▶ Data for this exercise
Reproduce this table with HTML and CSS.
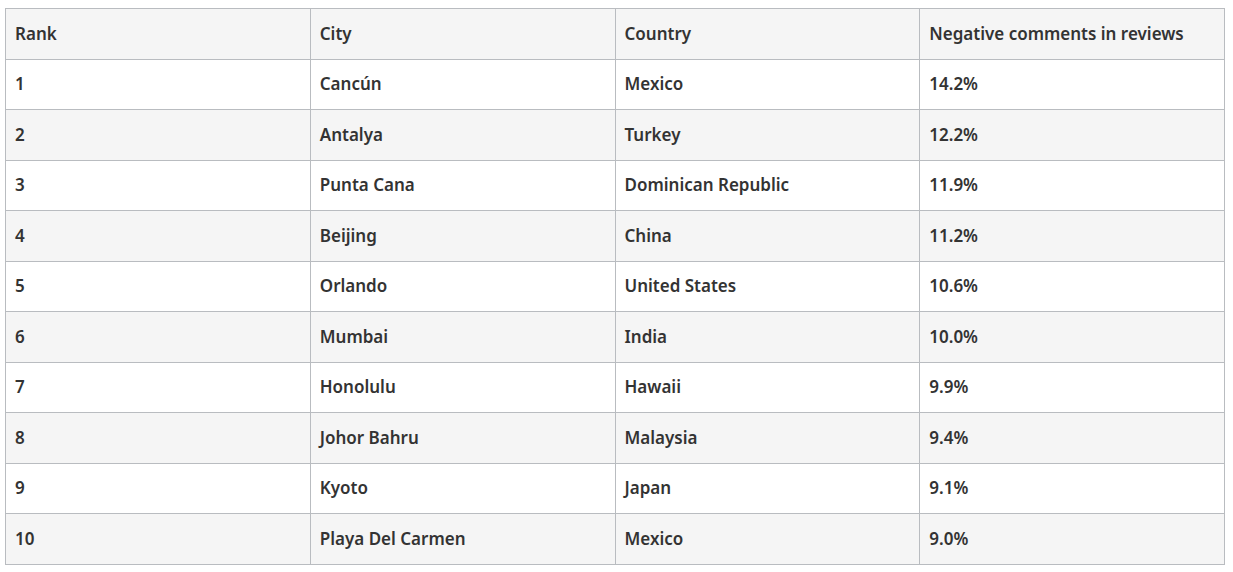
FILE: index.html
```html
<!DOCTYPE html>
<html>
<head>
<meta charset="utf-8">
<link rel="stylesheet" href="styles.css">
</head>
<body>
<table class="ranking">
  <thead>
    <tr><th>Rank</th><th>City</th><th>Country</th><th>Negative comments in reviews</th></tr>
  </thead>
  <tbody>
    <tr><td>1</td><td>Cancún</td><td>Mexico</td><td>14.2%</td></tr>
    <tr><td>2</td><td>Antalya</td><td>Turkey</td><td>12.2%</td></tr>
    <tr><td>3</td><td>Punta Cana</td><td>Dominican Republic</td><td>11.9%</td></tr>
    <tr><td>4</td><td>Beijing</td><td>China</td><td>11.2%</td></tr>
    <tr><td>5</td><td>Orlando</td><td>United States</td><td>10.6%</td></tr>
    <tr><td>6</td><td>Mumbai</td><td>India</td><td>10.0%</td></tr>
    <tr><td>7</td><td>Honolulu</td><td>Hawaii</td><td>9.9%</td></tr>
    <tr><td>8</td><td>Johor Bahru</td><td>Malaysia</td><td>9.4%</td></tr>
    <tr><td>9</td><td>Kyoto</td><td>Japan</td><td>9.1%</td></tr>
    <tr><td>10</td><td>Playa Del Carmen</td><td>Mexico</td><td>9.0%</td></tr>
  </tbody>
</table>
</body>
</html>
```
FILE: styles.css
```css
html, body {
  margin: 0;
  padding: 0;
  background: #ffffff;
}
body {
  padding: 8px 0 0 5px;
  font-family: "Noto Sans", Lato, sans-serif;
  color: #333333;
}
.ranking {
  border-collapse: collapse;
  width: 1220px;
  table-layout: fixed;
}
.ranking th,
.ranking td {
  border: 1px solid #b9bcc0;
  height: 50.5px;
  box-sizing: border-box;
  padding: 0 9px;
  text-align: left;
  vertical-align: middle;
  font-size: 17px;
  font-weight: 600;
  line-height: 1.2;
}
.ranking thead tr {
  background: #f5f5f5;
}
.ranking tbody tr:nth-child(even) {
  background: #f5f5f5;
}
```
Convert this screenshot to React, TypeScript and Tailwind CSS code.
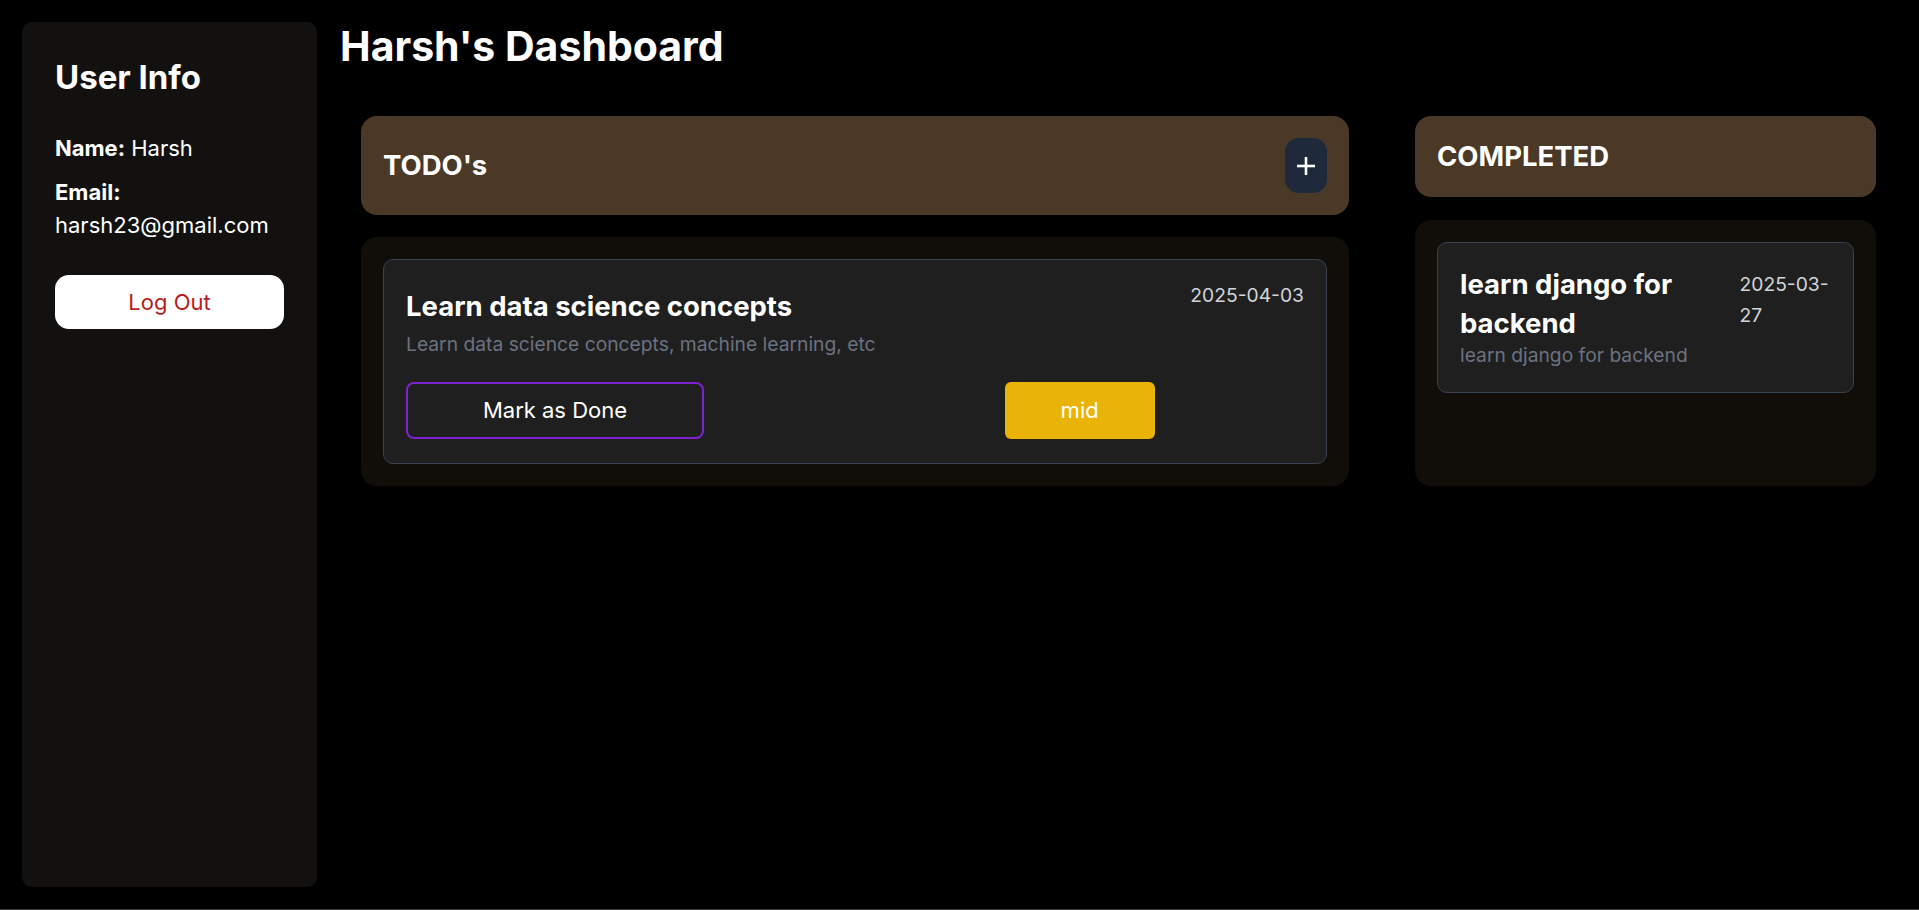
import React from "react";

function PlusIcon() {
  return (
    <svg width="20" height="20" viewBox="0 0 20 20" fill="none" stroke="white" strokeWidth="2.6" strokeLinecap="butt">
      <line x1="10" y1="1" x2="10" y2="19" />
      <line x1="1" y1="10" x2="19" y2="10" />
    </svg>
  );
}

export default function App() {
  return (
    <div
      className="h-screen w-full bg-black border-b border-[#3f3f3f] text-white flex gap-[23px] p-[22px] overflow-hidden"
      style={{ fontFamily: "Inter, 'Noto Sans', sans-serif" }}
    >
      {/* Sidebar */}
      <aside className="w-[295px] h-[865px] shrink-0 bg-[#121110] rounded-[10px] px-[33px] pt-[33px] flex flex-col">
        <h2 className="text-[33px] leading-[44px] font-bold">User Info</h2>
        <p className="mt-[33px] text-[22px] leading-[33px]">
          <span className="font-bold">Name:</span> Harsh
        </p>
        <p className="mt-[11px] text-[22px] leading-[33px]">
          <span className="font-bold">Email:</span> harsh23@gmail.com
        </p>
        <button className="mt-[33px] h-[54px] w-full bg-white rounded-[14px] text-[#b91c1c] text-[22px]">
          Log Out
        </button>
      </aside>

      {/* Main */}
      <main className="flex-1 flex flex-col">
        <h1 className="text-[41px] leading-[48px] font-bold">Harsh&apos;s Dashboard</h1>
        <div className="mt-[46px] pl-[21px] pr-[21px] grid grid-cols-3 gap-[66px] items-stretch">
          {/* TODO column */}
          <section className="col-span-2 flex flex-col gap-[22px]">
            <div className="bg-[#4a3926] rounded-[16px] p-[22px] flex items-center justify-between">
              <h3 className="text-[27.5px] leading-[37px] font-bold">TODO&apos;s</h3>
              <button className="w-[42px] h-[55px] rounded-[14px] bg-[#1e293b] flex items-center justify-center">
                <PlusIcon />
              </button>
            </div>
            <div className="flex-1 bg-[#110d08] rounded-[16px] p-[22px]">
              <div className="bg-[#1f1f1f] border border-[#3a4150] rounded-[10px] px-[22px] pt-[22px] pb-[24px]">
                <div className="flex justify-between items-start">
                  <h4 className="mt-[5px] text-[27.5px] leading-[39px] font-bold">Learn data science concepts</h4>
                  <span className="text-[19.25px] leading-[26px] text-[#d1d5db]">2025-04-03</span>
                </div>
                <p className="mt-[3px] text-[19.25px] leading-[30px] text-[#6b7280]">
                  Learn data science concepts, machine learning, etc
                </p>
                <div className="mt-[23px] grid grid-cols-3">
                  <button className="h-[57px] w-[298px] border-2 border-[#7e22ce] rounded-[8px] text-[22px] text-white">
                    Mark as Done
                  </button>
                  <div />
                  <div>
                    <span className="h-[57px] w-[150px] bg-[#eab308] rounded-[6px] text-[22px] text-white flex items-center justify-center">
                      mid
                    </span>
                  </div>
                </div>
              </div>
            </div>
          </section>

          {/* Completed column */}
          <section className="flex flex-col gap-[23px]">
            <div className="bg-[#4a3926] rounded-[16px] p-[22px]">
              <h3 className="text-[27.5px] leading-[37px] font-bold">COMPLETED</h3>
            </div>
            <div className="flex-1 bg-[#110d08] rounded-[16px] p-[22px]">
              <div className="bg-[#1f1f1f] border border-[#3a4150] rounded-[10px] px-[22px] pt-[22px] pb-[25px]">
                <div className="flex justify-between items-start gap-[4px]">
                  <h4 className="text-[27.5px] leading-[39px] font-bold">learn django for backend</h4>
                  <span className="mt-[4px] text-[19.25px] leading-[31px] text-[#d1d5db]">2025-03-27</span>
                </div>
                <p className="text-[19.25px] leading-[24px] text-[#6b7280]">learn django for backend</p>
              </div>
            </div>
          </section>
        </div>
      </main>
    </div>
  );
}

▶ Given instruction
In the records above, how many lines contain the word "React"? Give the number alone.

▶ Worked solution
2